Often compared to other prominent authors such as Toni Morrison and V.S. Naipaul, Kincaid has continued to successfully produce acclaimed pieces of work, winning over critics and audiences alike. At the Bottom of the River received the Morton Dauwen Zabel Award of the American Academy and Institute of Arts and Letters, and was nominated for the PEN/Faulkner Award. In 1985 she published Annie John, introducing readers to her unique and luminous prose that has set her apart from other novelists. A Small Place (1988) and Lucy (1991) followed shortly after. The Autobiography of My Mother, which took Kincaid five years to write, has received wide recognition, shooting to bestseller lists across the country, and is regarded as her finest novel yet. When Kincaid is not busy raising her two children or obsessing in her garden, her favorite pastime, she is teaching both fiction writing and English at Harvard one semester a year.

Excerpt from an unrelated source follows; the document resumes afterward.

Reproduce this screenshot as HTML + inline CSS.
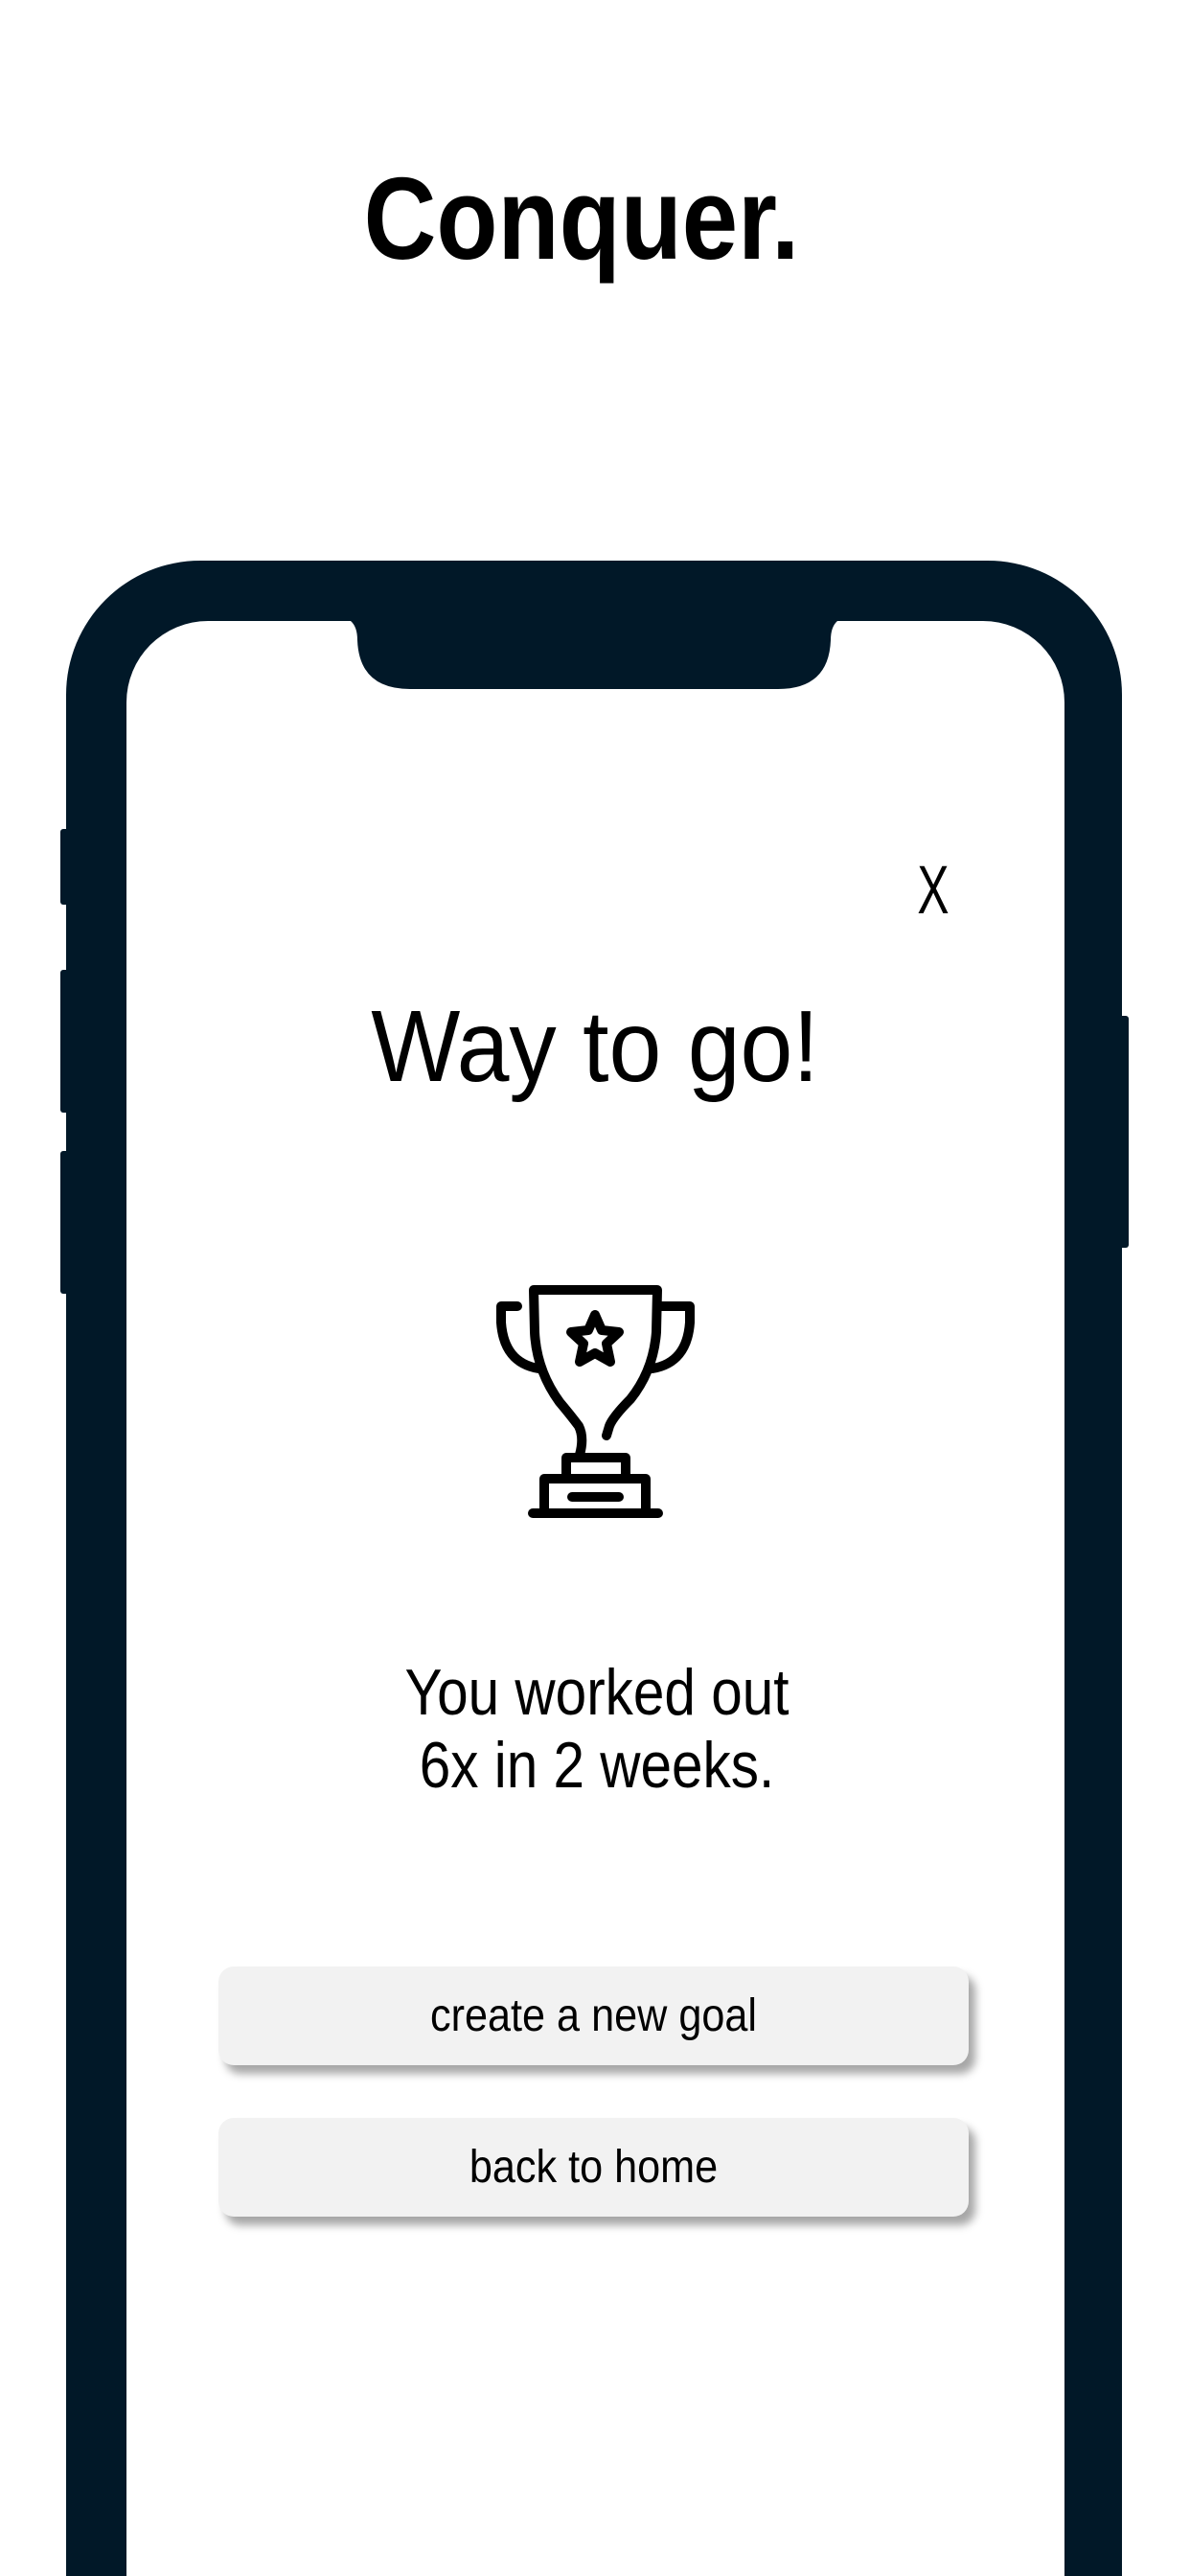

Kincaid has risen from an economic and racially challenged childhood to one of the most revered writers of our time. Using her experience and passion, she writes moving and unsettling stories about human suffering, politics, power, and the relationships tying them together. She has said that she writes "to make sense of it all" to herself, not directing her work at anyone in particular. No matter, Kincaid's contribution to the literary world will no doubt have an everlasting effect on those who read her work.

 

DISCUSSION QUESTIONS

  1. The novel opens with a profound statement, setting the overtone of the story: "My mother died at the moment I was born, and so for my whole life there was nothing standing between myself and eternity; at my back was always a bleak, black wind." How do you interpret this? What does this say about Xuela to you?
     
  2. At one point, Kincaid writes, "And so my mother and father then were a mystery to me; one through death, the other through the maze of living; one I had never seen, one I saw constantly." What is the nature of Xuela's relationship with her father? Do you think he is a good man? Why do you think he saw the importance of sending Xuela to school when it was not common for women to attend?
     
  3. Xuela aborts the child she is carrying, leaving her barren. She chooses not to be a mother herself, and avoids forming close relationships. She says, "I felt I did not want to belong to anyone, that since the one person I would have consented to own me had never lived to do so, I did not want to belong to anyone; I did not want anyone to belong to me." Does she fear abandonment from those she could be close to, as well as for children of her own, had she chosen to bear them? How would you explain her decision?
     
  4. Xuela is born of mixed race; she is part Carib Indian, a dying and defeated culture on the island, and part Scottish and African. The island itself has been colonized by England, and the natives have become oppressed by their rule. Xuela accepts her heritage... "I refused to belong to a race, I refused to accept a nation. I wanted only, and still do want, to observe the people who do so"... yet remains fiercely independent.What do you make of Kin portrayal of race in the novel? What role do politics play? Do you think Kincaid is making a statement about the wealthy and the powerful versus the poor and the weak? The English monarchy?
     
  5. The central focus throughout the novel is Xuela's incapability of loving. She loved one man but ended the relationship before he could. "I looked out toward the horizon, which I could not see but knew was there all the same, and this was also true of the end of my love for Roland." Why does she allow herself to love Roland? How is he different?
     
  6. Eventually Xuela marries an English doctor, Philip Bailey. How did she come to choose him? Was it merely a coincidence she married someone of higher social standing than herself? Do you think she contributed to the death of Philip's first wife?
     
  7. Xuela has a series of unsuccessful relationships with other women. Left with her father's laundress, Ma Eunice, until she was seven, she experienced a loveless life of solitude. Her stepmother jealously tormented her until she left to live with friends of her father's. Perhaps her only friendship, with Madame LaBatte, ended shortly. Her half-sister despised her as the result of her mother's influence and Philip's demanding first wife treated Xuela as an inferior. Yet, despite the lonely life she led, Xuela felt it unnecessary to form relationships. Do you think these women were intimidated by Xuela's independence? How did Xuela regard her half-sister? Why did Xuela abandon the only friendship she had, with Madame LaBatte?
     
  8. Xuela selfishly takes extreme pleasure from her intense sexual encounters. What do you think is the driving force behind this attraction? liberating? A form of power and control?
     
  9. How would you characterize Xuela? Do you find her likable? Do you think she takes any enjoyment out of life? "Everything in my life, good or bad, to which I am inextricably bound is a source of pain." Is she to blame for this?
     
  10. As time passes, Xuela finds herself alone, everyone known to her deceased. There is nothing left for her except death, the only inevitable certainty. She admits,"The fact of my mother dying at the moment I was born became a central motif of my life." Looking back on how she lived her life, does she say this with regret? What would she change, if she could? Do you feel sorry for her?